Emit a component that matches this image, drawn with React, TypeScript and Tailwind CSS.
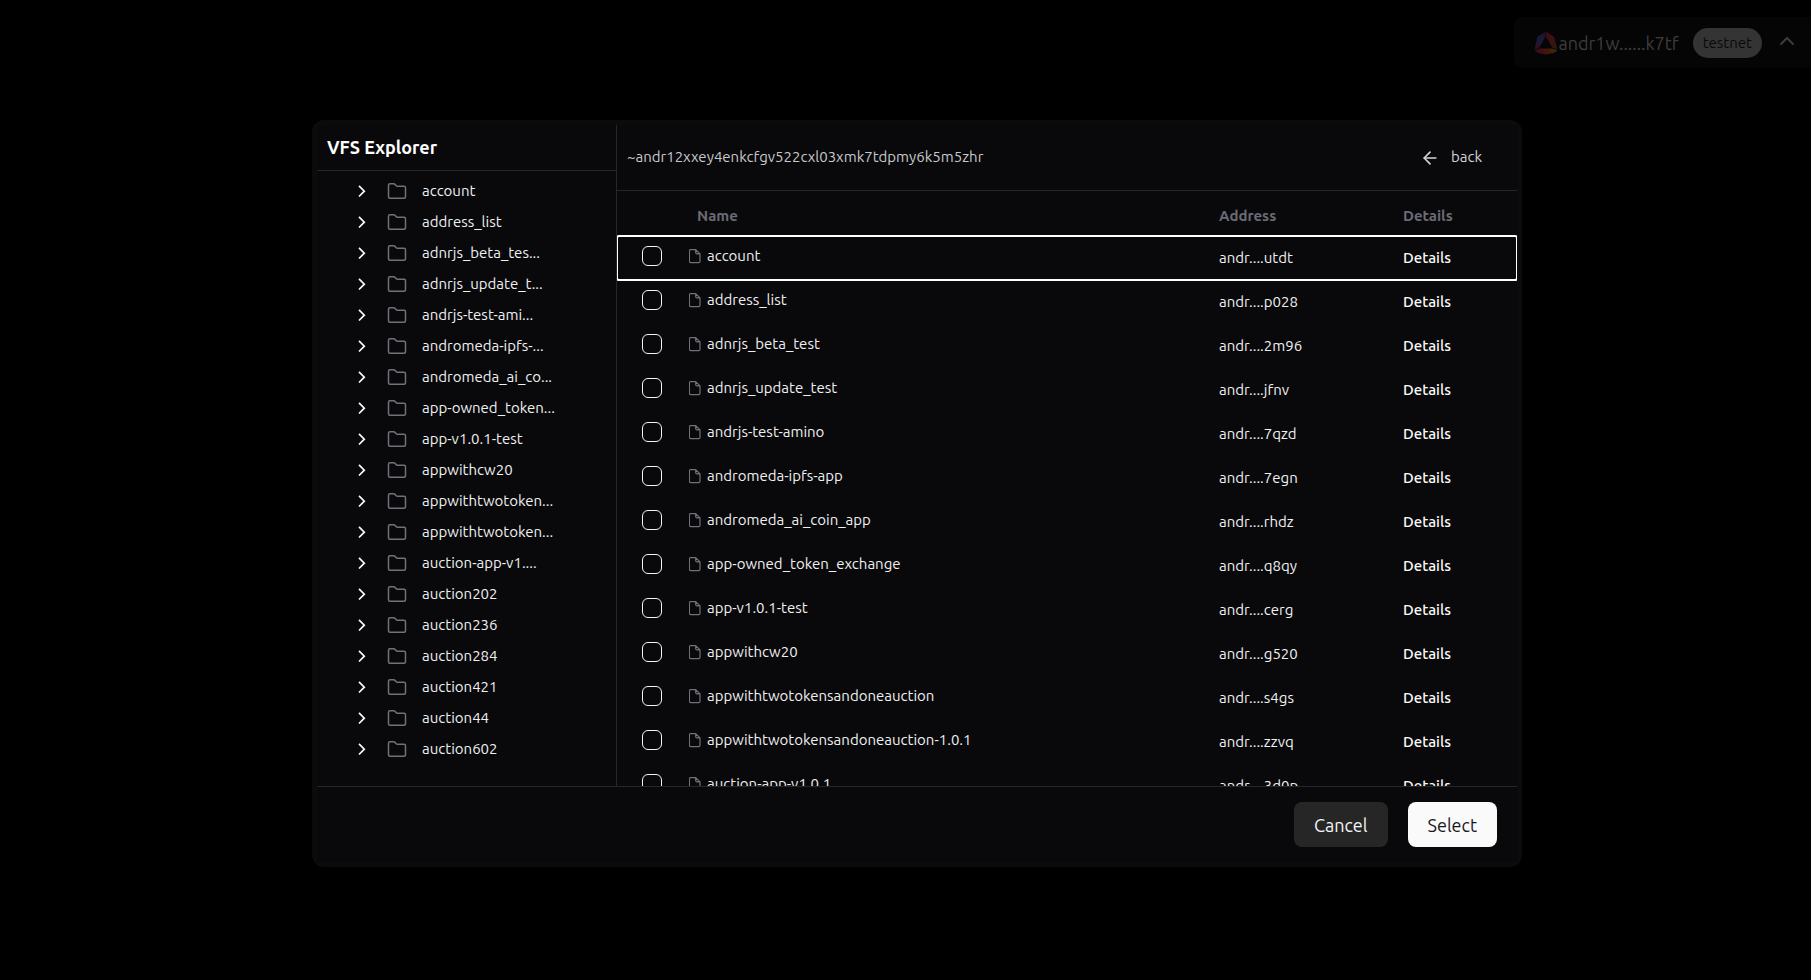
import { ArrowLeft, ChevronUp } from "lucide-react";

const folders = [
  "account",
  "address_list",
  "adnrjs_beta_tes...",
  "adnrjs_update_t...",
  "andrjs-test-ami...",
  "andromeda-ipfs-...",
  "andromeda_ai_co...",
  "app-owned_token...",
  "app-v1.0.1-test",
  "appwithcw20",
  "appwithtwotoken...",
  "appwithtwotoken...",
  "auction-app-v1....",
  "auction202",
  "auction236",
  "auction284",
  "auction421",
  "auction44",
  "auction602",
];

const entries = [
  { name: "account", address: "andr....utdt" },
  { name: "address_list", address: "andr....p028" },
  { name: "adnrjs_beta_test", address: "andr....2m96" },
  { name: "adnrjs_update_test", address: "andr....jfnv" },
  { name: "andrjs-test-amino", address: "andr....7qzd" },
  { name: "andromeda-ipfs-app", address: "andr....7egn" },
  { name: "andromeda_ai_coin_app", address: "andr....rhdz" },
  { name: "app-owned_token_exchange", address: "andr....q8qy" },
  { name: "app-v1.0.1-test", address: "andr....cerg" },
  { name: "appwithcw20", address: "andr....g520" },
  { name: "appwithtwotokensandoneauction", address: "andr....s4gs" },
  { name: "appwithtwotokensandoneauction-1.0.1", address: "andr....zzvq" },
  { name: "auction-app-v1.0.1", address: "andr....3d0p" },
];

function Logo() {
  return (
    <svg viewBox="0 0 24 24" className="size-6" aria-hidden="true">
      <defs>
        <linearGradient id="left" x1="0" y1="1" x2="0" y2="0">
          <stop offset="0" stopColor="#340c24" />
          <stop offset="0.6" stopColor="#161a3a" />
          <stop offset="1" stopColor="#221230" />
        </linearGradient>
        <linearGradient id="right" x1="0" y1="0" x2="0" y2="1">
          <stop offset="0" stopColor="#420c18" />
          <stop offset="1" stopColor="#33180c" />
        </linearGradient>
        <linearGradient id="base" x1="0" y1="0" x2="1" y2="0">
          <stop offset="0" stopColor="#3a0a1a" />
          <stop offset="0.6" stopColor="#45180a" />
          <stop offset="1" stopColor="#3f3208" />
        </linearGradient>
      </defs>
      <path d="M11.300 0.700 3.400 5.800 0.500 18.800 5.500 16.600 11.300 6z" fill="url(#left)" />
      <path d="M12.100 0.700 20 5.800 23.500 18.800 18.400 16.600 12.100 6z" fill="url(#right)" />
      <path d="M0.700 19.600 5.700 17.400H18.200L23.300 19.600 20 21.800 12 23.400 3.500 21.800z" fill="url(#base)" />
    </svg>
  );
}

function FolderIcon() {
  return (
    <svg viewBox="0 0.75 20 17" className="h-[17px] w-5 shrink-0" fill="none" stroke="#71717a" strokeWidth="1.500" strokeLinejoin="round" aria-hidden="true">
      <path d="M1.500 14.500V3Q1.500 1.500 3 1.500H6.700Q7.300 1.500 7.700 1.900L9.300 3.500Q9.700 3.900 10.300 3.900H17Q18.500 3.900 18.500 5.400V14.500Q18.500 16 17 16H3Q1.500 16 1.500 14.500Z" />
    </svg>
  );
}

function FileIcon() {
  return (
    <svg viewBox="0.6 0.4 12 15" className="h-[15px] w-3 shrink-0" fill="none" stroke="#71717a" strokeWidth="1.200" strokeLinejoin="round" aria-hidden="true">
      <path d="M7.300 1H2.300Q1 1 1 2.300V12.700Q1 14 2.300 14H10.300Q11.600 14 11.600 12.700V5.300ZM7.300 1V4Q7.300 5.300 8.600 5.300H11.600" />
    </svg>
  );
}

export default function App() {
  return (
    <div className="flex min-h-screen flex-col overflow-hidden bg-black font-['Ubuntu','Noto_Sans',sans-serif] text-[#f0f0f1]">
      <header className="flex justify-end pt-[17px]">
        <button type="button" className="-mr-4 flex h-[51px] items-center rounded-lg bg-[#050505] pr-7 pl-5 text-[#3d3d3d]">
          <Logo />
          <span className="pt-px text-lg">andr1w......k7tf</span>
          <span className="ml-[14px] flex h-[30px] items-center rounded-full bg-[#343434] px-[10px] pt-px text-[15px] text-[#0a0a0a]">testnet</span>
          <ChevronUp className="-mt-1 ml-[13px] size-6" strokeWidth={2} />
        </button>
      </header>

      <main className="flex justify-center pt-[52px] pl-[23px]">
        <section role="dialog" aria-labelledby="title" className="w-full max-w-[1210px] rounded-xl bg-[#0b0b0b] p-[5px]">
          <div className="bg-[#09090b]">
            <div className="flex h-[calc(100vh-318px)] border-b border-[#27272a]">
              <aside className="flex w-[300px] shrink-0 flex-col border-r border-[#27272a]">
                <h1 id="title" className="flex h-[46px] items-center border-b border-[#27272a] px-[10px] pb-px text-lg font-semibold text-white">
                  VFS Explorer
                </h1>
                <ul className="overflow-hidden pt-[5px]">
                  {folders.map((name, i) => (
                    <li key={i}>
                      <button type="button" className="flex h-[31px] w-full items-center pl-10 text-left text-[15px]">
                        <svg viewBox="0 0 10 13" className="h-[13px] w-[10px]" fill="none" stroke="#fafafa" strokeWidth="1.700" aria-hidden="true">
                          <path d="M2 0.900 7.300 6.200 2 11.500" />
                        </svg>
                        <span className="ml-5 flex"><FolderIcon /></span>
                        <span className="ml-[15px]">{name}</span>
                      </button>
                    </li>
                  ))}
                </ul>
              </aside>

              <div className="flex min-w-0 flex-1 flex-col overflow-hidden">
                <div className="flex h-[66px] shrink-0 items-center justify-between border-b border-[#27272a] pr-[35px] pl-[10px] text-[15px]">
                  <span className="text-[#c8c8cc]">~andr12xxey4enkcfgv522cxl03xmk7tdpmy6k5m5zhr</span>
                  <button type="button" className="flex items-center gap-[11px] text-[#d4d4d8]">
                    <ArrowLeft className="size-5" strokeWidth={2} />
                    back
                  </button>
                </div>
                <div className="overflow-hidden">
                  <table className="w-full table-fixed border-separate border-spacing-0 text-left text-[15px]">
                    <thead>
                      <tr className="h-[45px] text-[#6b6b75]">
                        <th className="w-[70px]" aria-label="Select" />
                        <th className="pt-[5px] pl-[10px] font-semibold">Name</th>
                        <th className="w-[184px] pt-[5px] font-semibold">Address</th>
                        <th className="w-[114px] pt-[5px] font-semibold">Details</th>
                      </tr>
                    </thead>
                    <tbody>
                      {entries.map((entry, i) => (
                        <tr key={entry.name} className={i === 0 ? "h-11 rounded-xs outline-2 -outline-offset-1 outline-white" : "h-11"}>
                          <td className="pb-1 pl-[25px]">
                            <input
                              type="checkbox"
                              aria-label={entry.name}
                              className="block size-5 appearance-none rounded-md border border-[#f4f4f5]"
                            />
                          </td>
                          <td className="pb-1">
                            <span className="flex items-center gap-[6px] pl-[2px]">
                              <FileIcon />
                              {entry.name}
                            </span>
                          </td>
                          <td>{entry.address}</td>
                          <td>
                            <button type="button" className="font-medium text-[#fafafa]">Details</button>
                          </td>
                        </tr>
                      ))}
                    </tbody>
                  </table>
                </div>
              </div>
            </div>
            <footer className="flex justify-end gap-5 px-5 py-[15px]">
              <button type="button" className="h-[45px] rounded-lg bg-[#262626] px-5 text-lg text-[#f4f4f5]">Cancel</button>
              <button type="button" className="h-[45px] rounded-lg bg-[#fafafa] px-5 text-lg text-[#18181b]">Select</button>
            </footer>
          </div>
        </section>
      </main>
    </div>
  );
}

▶ **Task statement**
Repeat the material above word for word, please, apart from its images.

▶ **Complete output**
Emit a component that matches this image, drawn with React, TypeScript and Tailwind CSS.
import { ArrowLeft, ChevronUp } from "lucide-react";

const folders = [
  "account",
  "address_list",
  "adnrjs_beta_tes...",
  "adnrjs_update_t...",
  "andrjs-test-ami...",
  "andromeda-ipfs-...",
  "andromeda_ai_co...",
  "app-owned_token...",
  "app-v1.0.1-test",
  "appwithcw20",
  "appwithtwotoken...",
  "appwithtwotoken...",
  "auction-app-v1....",
  "auction202",
  "auction236",
  "auction284",
  "auction421",
  "auction44",
  "auction602",
];

const entries = [
  { name: "account", address: "andr....utdt" },
  { name: "address_list", address: "andr....p028" },
  { name: "adnrjs_beta_test", address: "andr....2m96" },
  { name: "adnrjs_update_test", address: "andr....jfnv" },
  { name: "andrjs-test-amino", address: "andr....7qzd" },
  { name: "andromeda-ipfs-app", address: "andr....7egn" },
  { name: "andromeda_ai_coin_app", address: "andr....rhdz" },
  { name: "app-owned_token_exchange", address: "andr....q8qy" },
  { name: "app-v1.0.1-test", address: "andr....cerg" },
  { name: "appwithcw20", address: "andr....g520" },
  { name: "appwithtwotokensandoneauction", address: "andr....s4gs" },
  { name: "appwithtwotokensandoneauction-1.0.1", address: "andr....zzvq" },
  { name: "auction-app-v1.0.1", address: "andr....3d0p" },
];

function Logo() {
  return (
    <svg viewBox="0 0 24 24" className="size-6" aria-hidden="true">
      <defs>
        <linearGradient id="left" x1="0" y1="1" x2="0" y2="0">
          <stop offset="0" stopColor="#340c24" />
          <stop offset="0.6" stopColor="#161a3a" />
          <stop offset="1" stopColor="#221230" />
        </linearGradient>
        <linearGradient id="right" x1="0" y1="0" x2="0" y2="1">
          <stop offset="0" stopColor="#420c18" />
          <stop offset="1" stopColor="#33180c" />
        </linearGradient>
        <linearGradient id="base" x1="0" y1="0" x2="1" y2="0">
          <stop offset="0" stopColor="#3a0a1a" />
          <stop offset="0.6" stopColor="#45180a" />
          <stop offset="1" stopColor="#3f3208" />
        </linearGradient>
      </defs>
      <path d="M11.300 0.700 3.400 5.800 0.500 18.800 5.500 16.600 11.300 6z" fill="url(#left)" />
      <path d="M12.100 0.700 20 5.800 23.500 18.800 18.400 16.600 12.100 6z" fill="url(#right)" />
      <path d="M0.700 19.600 5.700 17.400H18.200L23.300 19.600 20 21.800 12 23.400 3.500 21.800z" fill="url(#base)" />
    </svg>
  );
}

function FolderIcon() {
  return (
    <svg viewBox="0 0.75 20 17" className="h-[17px] w-5 shrink-0" fill="none" stroke="#71717a" strokeWidth="1.500" strokeLinejoin="round" aria-hidden="true">
      <path d="M1.500 14.500V3Q1.500 1.500 3 1.500H6.700Q7.300 1.500 7.700 1.900L9.300 3.500Q9.700 3.900 10.300 3.900H17Q18.500 3.900 18.500 5.400V14.500Q18.500 16 17 16H3Q1.500 16 1.500 14.500Z" />
    </svg>
  );
}

function FileIcon() {
  return (
    <svg viewBox="0.6 0.4 12 15" className="h-[15px] w-3 shrink-0" fill="none" stroke="#71717a" strokeWidth="1.200" strokeLinejoin="round" aria-hidden="true">
      <path d="M7.300 1H2.300Q1 1 1 2.300V12.700Q1 14 2.300 14H10.300Q11.600 14 11.600 12.700V5.300ZM7.300 1V4Q7.300 5.300 8.600 5.300H11.600" />
    </svg>
  );
}

export default function App() {
  return (
    <div className="flex min-h-screen flex-col overflow-hidden bg-black font-['Ubuntu','Noto_Sans',sans-serif] text-[#f0f0f1]">
      <header className="flex justify-end pt-[17px]">
        <button type="button" className="-mr-4 flex h-[51px] items-center rounded-lg bg-[#050505] pr-7 pl-5 text-[#3d3d3d]">
          <Logo />
          <span className="pt-px text-lg">andr1w......k7tf</span>
          <span className="ml-[14px] flex h-[30px] items-center rounded-full bg-[#343434] px-[10px] pt-px text-[15px] text-[#0a0a0a]">testnet</span>
          <ChevronUp className="-mt-1 ml-[13px] size-6" strokeWidth={2} />
        </button>
      </header>

      <main className="flex justify-center pt-[52px] pl-[23px]">
        <section role="dialog" aria-labelledby="title" className="w-full max-w-[1210px] rounded-xl bg-[#0b0b0b] p-[5px]">
          <div className="bg-[#09090b]">
            <div className="flex h-[calc(100vh-318px)] border-b border-[#27272a]">
              <aside className="flex w-[300px] shrink-0 flex-col border-r border-[#27272a]">
                <h1 id="title" className="flex h-[46px] items-center border-b border-[#27272a] px-[10px] pb-px text-lg font-semibold text-white">
                  VFS Explorer
                </h1>
                <ul className="overflow-hidden pt-[5px]">
                  {folders.map((name, i) => (
                    <li key={i}>
                      <button type="button" className="flex h-[31px] w-full items-center pl-10 text-left text-[15px]">
                        <svg viewBox="0 0 10 13" className="h-[13px] w-[10px]" fill="none" stroke="#fafafa" strokeWidth="1.700" aria-hidden="true">
                          <path d="M2 0.900 7.300 6.200 2 11.500" />
                        </svg>
                        <span className="ml-5 flex"><FolderIcon /></span>
                        <span className="ml-[15px]">{name}</span>
                      </button>
                    </li>
                  ))}
                </ul>
              </aside>

              <div className="flex min-w-0 flex-1 flex-col overflow-hidden">
                <div className="flex h-[66px] shrink-0 items-center justify-between border-b border-[#27272a] pr-[35px] pl-[10px] text-[15px]">
                  <span className="text-[#c8c8cc]">~andr12xxey4enkcfgv522cxl03xmk7tdpmy6k5m5zhr</span>
                  <button type="button" className="flex items-center gap-[11px] text-[#d4d4d8]">
                    <ArrowLeft className="size-5" strokeWidth={2} />
                    back
                  </button>
                </div>
                <div className="overflow-hidden">
                  <table className="w-full table-fixed border-separate border-spacing-0 text-left text-[15px]">
                    <thead>
                      <tr className="h-[45px] text-[#6b6b75]">
                        <th className="w-[70px]" aria-label="Select" />
                        <th className="pt-[5px] pl-[10px] font-semibold">Name</th>
                        <th className="w-[184px] pt-[5px] font-semibold">Address</th>
                        <th className="w-[114px] pt-[5px] font-semibold">Details</th>
                      </tr>
                    </thead>
                    <tbody>
                      {entries.map((entry, i) => (
                        <tr key={entry.name} className={i === 0 ? "h-11 rounded-xs outline-2 -outline-offset-1 outline-white" : "h-11"}>
                          <td className="pb-1 pl-[25px]">
                            <input
                              type="checkbox"
                              aria-label={entry.name}
                              className="block size-5 appearance-none rounded-md border border-[#f4f4f5]"
                            />
                          </td>
                          <td className="pb-1">
                            <span className="flex items-center gap-[6px] pl-[2px]">
                              <FileIcon />
                              {entry.name}
                            </span>
                          </td>
                          <td>{entry.address}</td>
                          <td>
                            <button type="button" className="font-medium text-[#fafafa]">Details</button>
                          </td>
                        </tr>
                      ))}
                    </tbody>
                  </table>
                </div>
              </div>
            </div>
            <footer className="flex justify-end gap-5 px-5 py-[15px]">
              <button type="button" className="h-[45px] rounded-lg bg-[#262626] px-5 text-lg text-[#f4f4f5]">Cancel</button>
              <button type="button" className="h-[45px] rounded-lg bg-[#fafafa] px-5 text-lg text-[#18181b]">Select</button>
            </footer>
          </div>
        </section>
      </main>
    </div>
  );
}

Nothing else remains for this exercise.